As coligações partidárias e o avanço do retrocesso

A tentativa de ressuscitar as coligações tem mais relação com o instinto de sobrevivência política do que com ideologia partidária ou aperfeiçoamento democrático

A Emenda Constitucional n.º 97/2017, que proibiu as coligações partidárias nas eleições proporcionais a partir de 2020, contou com o expressivo apoio de partidos de todas as matizes ideológicas. Foi festejada por vários seguimentos da sociedade, especialmente o meio acadêmico, que, há tempos, apontava as coligações como uma das razões da crise de representatividade por turvar a vontade do eleitor.

A coligação partidária é a união de dois ou mais partidos para disputar a eleição como se fossem um só.

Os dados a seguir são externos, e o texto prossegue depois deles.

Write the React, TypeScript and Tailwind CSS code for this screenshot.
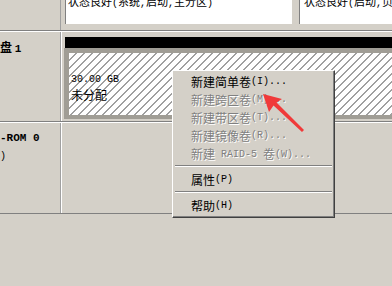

E era, até 2017, permitida para as eleições majoritárias e proporcionais. A eleição pelo sistema proporcional é utilizada para os cargos de vereador e deputado. Nela os votos dos candidatos e os votos dados à legenda partidária são somados para calcular as vagas que cada partido poderá ocupar na respectiva casa legislativa.

Quando coligados, somam-se os votos de todos os candidatos e partidos que compõem a coligação. Porém, as vagas, em qualquer dos casos, são ocupadas pelos candidatos mais votados, independentemente do percentual de votos que cada partido representa dentro da aliança partidária.

Ocorre que na legislação eleitoral brasileira não há qualquer regra que impeça a coligação de partidos de ideologias divergentes ou até contrárias. Na prática, a depender apenas do arranjo partidário local ou regional, os votos de eleitores com ideais mais progressistas, poderiam, como já aconteceu, eleger parlamentares de viés mais conservador, ou o contrário.

Esse ponto foi, inclusive, destacado no parecer do senador Ciro Nogueira, atual ministro chefe da Casa Civil, quando relatou a Proposta de Emenda à Constituição (PEC) n.º 33/2017, no Senado Federal: “O fim das coligações nas eleições proporcionais a partir do pleito de 2020 constitui passo decisivo para o aperfeiçoamento de nossa democracia. A coligação distorce o princípio básico da proporcionalidade ao permitir a soma de votos de candidatos de partidos diferentes, possibilitando que o eleitor ajude a eleger candidato com propostas opostas às do candidato sufragado.”

Nesse sentido, a reforma eleitoral de 2017, com a Emenda Constitucional n.º 97 vedando as coligações e a Lei n.º 13.488/2017 ampliando a participação dos partidos na divisão das vagas remanescentes, pode ser considerada um avanço no aperfeiçoamento do sistema proporcional, objetivando uma menor fragmentação partidária, o fortalecimento dos partidos que tivessem condições de manter ou ampliar sua representatividade e, por fim, garantir maior governabilidade.

O resultado das eleições de 2020 indicaram que os ajustes feitos pela reforma de 2017 surtiram o efeito pretendido, sem penalizar excessivamente os partidos menores, pois houve, na maioria dos município, uma redução na fragmentação partidária. Em algumas cidades de maior porte, inclusive capitais, como Curitiba, apesar do aumento de partidos, verificou-se que a regra da divisão das sobras equilibrou a composição do parlamento, dando maior efetividade ao sistema proporcional e à relação direta com a intenção de voto do eleitor.

Diante do exposto, por que a coligação no sistema proporcional voltou a ser uma opção?

A resposta encontrada no relatório da PEC n.º 125/2011 não convence, tendo em vista que, diante de toda a gama de dados e estudos, afirmar que a volta das coligações privilegia a autonomia dos partidos, em um mesmo texto que pretendia implementar o “distritão”, demonstra que a lógica política aplicada neste momento não é a de aperfeiçoamento democrático, mas, sim, de instinto de sobrevivência.

Isso porque a experiência das eleições municipais expôs a dificuldade dos partidos para montar suas chapas proporcionais, financiar seus candidatos e formar alianças na eleição majoritária, sem o respectivo vínculo na eleição proporcional. Além disso, aqueles que já vislumbram as eleições do próximo ano, sobretudo num cenário de extrema polarização, perceberam que as coligações proporcionais seriam uma forma de garantir que os arranjos regionais, em tese, menos ideológicos, não sejam obstáculo para arranjos no âmbito nacional, onde a coerência ideológica é mais cobrada pelo eleitor.

A decisão agora cabe ao Senado. Vale o destaque de que a PEC que pôs fim às coligações proporcionais foi aprovada pela unanimidade dos senadores presentes à sessão, o que pode indicar o caminho, caso haja coerência, que se seguirá quando da apreciação da PEC n.º 125/2011, pois haveria uma drástica mudança de paradigma político-conceitual sem fundamento teórico algum, a não ser o avanço do retrocesso.